>> begin

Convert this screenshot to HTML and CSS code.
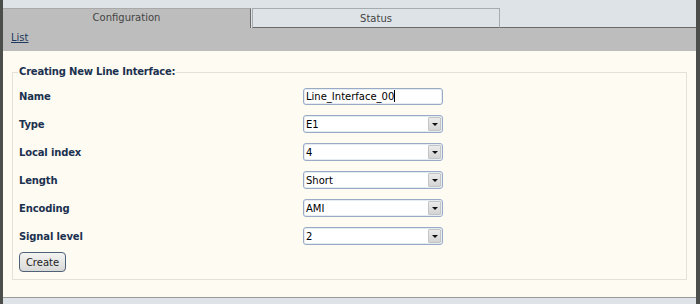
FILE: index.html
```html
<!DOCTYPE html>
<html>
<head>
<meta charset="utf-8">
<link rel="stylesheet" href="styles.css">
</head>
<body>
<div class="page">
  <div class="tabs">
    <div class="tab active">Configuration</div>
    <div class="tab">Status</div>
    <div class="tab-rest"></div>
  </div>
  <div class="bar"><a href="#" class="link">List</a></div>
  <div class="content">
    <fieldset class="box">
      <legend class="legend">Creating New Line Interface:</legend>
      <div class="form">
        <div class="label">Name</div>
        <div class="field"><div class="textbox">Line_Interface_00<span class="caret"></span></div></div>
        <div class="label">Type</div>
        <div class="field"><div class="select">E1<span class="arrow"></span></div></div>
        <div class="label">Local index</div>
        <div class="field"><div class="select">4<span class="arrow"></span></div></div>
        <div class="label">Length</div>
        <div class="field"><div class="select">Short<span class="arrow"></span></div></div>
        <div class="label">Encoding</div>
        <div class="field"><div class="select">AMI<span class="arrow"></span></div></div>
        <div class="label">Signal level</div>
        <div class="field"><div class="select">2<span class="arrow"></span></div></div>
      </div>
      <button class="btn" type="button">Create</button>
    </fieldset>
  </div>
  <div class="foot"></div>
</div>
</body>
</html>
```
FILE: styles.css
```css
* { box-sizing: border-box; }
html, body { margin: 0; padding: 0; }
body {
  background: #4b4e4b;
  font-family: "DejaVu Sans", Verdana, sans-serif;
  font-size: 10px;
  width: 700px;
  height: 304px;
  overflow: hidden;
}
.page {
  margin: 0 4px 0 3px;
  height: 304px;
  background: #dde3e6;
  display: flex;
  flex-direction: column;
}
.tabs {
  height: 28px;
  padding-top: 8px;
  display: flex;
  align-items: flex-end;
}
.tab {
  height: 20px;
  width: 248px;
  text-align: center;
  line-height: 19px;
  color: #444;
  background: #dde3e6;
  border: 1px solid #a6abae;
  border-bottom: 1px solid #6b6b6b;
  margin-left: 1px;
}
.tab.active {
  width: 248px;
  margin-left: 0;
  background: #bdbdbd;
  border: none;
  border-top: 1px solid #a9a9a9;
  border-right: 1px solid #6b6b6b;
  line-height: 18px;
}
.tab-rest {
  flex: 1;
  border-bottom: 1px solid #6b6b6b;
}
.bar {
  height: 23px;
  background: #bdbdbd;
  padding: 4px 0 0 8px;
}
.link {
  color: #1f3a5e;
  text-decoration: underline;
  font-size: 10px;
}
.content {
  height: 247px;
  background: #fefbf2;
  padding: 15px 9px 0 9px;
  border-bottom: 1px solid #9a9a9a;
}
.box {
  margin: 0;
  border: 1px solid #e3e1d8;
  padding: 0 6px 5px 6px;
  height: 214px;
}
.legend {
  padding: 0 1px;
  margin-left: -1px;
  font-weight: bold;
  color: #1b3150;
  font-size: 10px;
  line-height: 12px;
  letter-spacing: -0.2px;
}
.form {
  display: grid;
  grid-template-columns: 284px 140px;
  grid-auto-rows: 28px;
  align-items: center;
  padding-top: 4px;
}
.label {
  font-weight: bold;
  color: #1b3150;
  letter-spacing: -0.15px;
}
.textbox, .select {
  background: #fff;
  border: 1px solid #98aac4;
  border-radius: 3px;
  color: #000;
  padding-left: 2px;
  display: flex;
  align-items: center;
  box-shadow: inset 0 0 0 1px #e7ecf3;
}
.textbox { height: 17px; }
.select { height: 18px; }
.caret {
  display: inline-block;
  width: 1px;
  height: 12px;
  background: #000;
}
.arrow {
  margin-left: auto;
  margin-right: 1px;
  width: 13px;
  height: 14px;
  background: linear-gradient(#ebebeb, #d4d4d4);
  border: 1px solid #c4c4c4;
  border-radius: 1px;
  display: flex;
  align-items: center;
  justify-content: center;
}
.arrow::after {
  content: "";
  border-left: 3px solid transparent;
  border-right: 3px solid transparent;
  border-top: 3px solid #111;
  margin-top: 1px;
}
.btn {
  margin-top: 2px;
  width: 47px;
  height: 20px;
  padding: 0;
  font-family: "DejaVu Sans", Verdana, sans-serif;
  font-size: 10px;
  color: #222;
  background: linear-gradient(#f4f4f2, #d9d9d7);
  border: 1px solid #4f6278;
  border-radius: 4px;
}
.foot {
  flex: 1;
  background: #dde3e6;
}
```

>> end

REQUIRED TASK: Reproduce the full material exactly, excluding the pictures.

FULL RESPONSE:
Convert this screenshot to HTML and CSS code.
FILE: index.html
```html
<!DOCTYPE html>
<html>
<head>
<meta charset="utf-8">
<link rel="stylesheet" href="styles.css">
</head>
<body>
<div class="page">
  <div class="tabs">
    <div class="tab active">Configuration</div>
    <div class="tab">Status</div>
    <div class="tab-rest"></div>
  </div>
  <div class="bar"><a href="#" class="link">List</a></div>
  <div class="content">
    <fieldset class="box">
      <legend class="legend">Creating New Line Interface:</legend>
      <div class="form">
        <div class="label">Name</div>
        <div class="field"><div class="textbox">Line_Interface_00<span class="caret"></span></div></div>
        <div class="label">Type</div>
        <div class="field"><div class="select">E1<span class="arrow"></span></div></div>
        <div class="label">Local index</div>
        <div class="field"><div class="select">4<span class="arrow"></span></div></div>
        <div class="label">Length</div>
        <div class="field"><div class="select">Short<span class="arrow"></span></div></div>
        <div class="label">Encoding</div>
        <div class="field"><div class="select">AMI<span class="arrow"></span></div></div>
        <div class="label">Signal level</div>
        <div class="field"><div class="select">2<span class="arrow"></span></div></div>
      </div>
      <button class="btn" type="button">Create</button>
    </fieldset>
  </div>
  <div class="foot"></div>
</div>
</body>
</html>
```
FILE: styles.css
```css
* { box-sizing: border-box; }
html, body { margin: 0; padding: 0; }
body {
  background: #4b4e4b;
  font-family: "DejaVu Sans", Verdana, sans-serif;
  font-size: 10px;
  width: 700px;
  height: 304px;
  overflow: hidden;
}
.page {
  margin: 0 4px 0 3px;
  height: 304px;
  background: #dde3e6;
  display: flex;
  flex-direction: column;
}
.tabs {
  height: 28px;
  padding-top: 8px;
  display: flex;
  align-items: flex-end;
}
.tab {
  height: 20px;
  width: 248px;
  text-align: center;
  line-height: 19px;
  color: #444;
  background: #dde3e6;
  border: 1px solid #a6abae;
  border-bottom: 1px solid #6b6b6b;
  margin-left: 1px;
}
.tab.active {
  width: 248px;
  margin-left: 0;
  background: #bdbdbd;
  border: none;
  border-top: 1px solid #a9a9a9;
  border-right: 1px solid #6b6b6b;
  line-height: 18px;
}
.tab-rest {
  flex: 1;
  border-bottom: 1px solid #6b6b6b;
}
.bar {
  height: 23px;
  background: #bdbdbd;
  padding: 4px 0 0 8px;
}
.link {
  color: #1f3a5e;
  text-decoration: underline;
  font-size: 10px;
}
.content {
  height: 247px;
  background: #fefbf2;
  padding: 15px 9px 0 9px;
  border-bottom: 1px solid #9a9a9a;
}
.box {
  margin: 0;
  border: 1px solid #e3e1d8;
  padding: 0 6px 5px 6px;
  height: 214px;
}
.legend {
  padding: 0 1px;
  margin-left: -1px;
  font-weight: bold;
  color: #1b3150;
  font-size: 10px;
  line-height: 12px;
  letter-spacing: -0.2px;
}
.form {
  display: grid;
  grid-template-columns: 284px 140px;
  grid-auto-rows: 28px;
  align-items: center;
  padding-top: 4px;
}
.label {
  font-weight: bold;
  color: #1b3150;
  letter-spacing: -0.15px;
}
.textbox, .select {
  background: #fff;
  border: 1px solid #98aac4;
  border-radius: 3px;
  color: #000;
  padding-left: 2px;
  display: flex;
  align-items: center;
  box-shadow: inset 0 0 0 1px #e7ecf3;
}
.textbox { height: 17px; }
.select { height: 18px; }
.caret {
  display: inline-block;
  width: 1px;
  height: 12px;
  background: #000;
}
.arrow {
  margin-left: auto;
  margin-right: 1px;
  width: 13px;
  height: 14px;
  background: linear-gradient(#ebebeb, #d4d4d4);
  border: 1px solid #c4c4c4;
  border-radius: 1px;
  display: flex;
  align-items: center;
  justify-content: center;
}
.arrow::after {
  content: "";
  border-left: 3px solid transparent;
  border-right: 3px solid transparent;
  border-top: 3px solid #111;
  margin-top: 1px;
}
.btn {
  margin-top: 2px;
  width: 47px;
  height: 20px;
  padding: 0;
  font-family: "DejaVu Sans", Verdana, sans-serif;
  font-size: 10px;
  color: #222;
  background: linear-gradient(#f4f4f2, #d9d9d7);
  border: 1px solid #4f6278;
  border-radius: 4px;
}
.foot {
  flex: 1;
  background: #dde3e6;
}
```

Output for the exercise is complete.